Great Smoky Mountains National Park Officials announced the completion of the recovery efforts for the victims associated with the Cessna 182 that went down in Great Smoky Mountains National Park on Monday, December 26th. At approximately 5:00 p.m. on Wednesday the park’s technical rescue team along with a Tennessee Army National Guard helicopter extricated the three victims from the wreckage.
The plane was in route to the Gatlinburg-Pigeon Forge Airport from Florida on Monday when it went missing over the park at approximately 4:01 pm. The three occupants of the plane, David Starling, 41, Kim Smith, 42, and Hunter Starling, 8, were from Bradford County, FL.
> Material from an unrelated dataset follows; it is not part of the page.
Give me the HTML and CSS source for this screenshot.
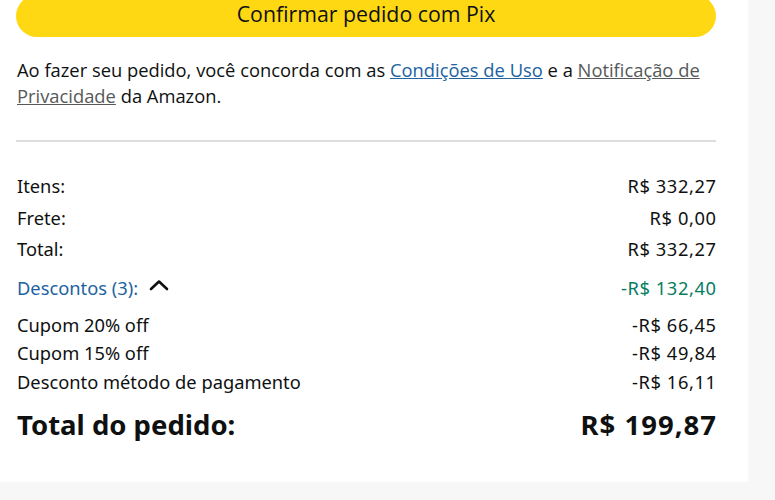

Ground teams searched the steep and heavily wooded area on foot Tuesday, but were unable to access some areas due to rough terrain. A reconnaissance flight by the Tennessee Army National Guard located the missing single engine airplane within Great Smoky Mountains National Park at approximately 4:43 pm on Tuesday, December 27th. The plane was found in steep terrain on an unnamed ridge between Cole Creek and Bearpen Hollow Branch. Paramedics on board were hoisted down to the crash site and confirmed that there were no survivors.
The National Park Service worked closely with the Air Force Rescue Coordination Center, Civil Air Patrol, Federal Aviation Administration, and Tennessee Emergency Management Agency in this search effort.
The National Transportation Safety Board will take the lead in the investigation of the plane crash.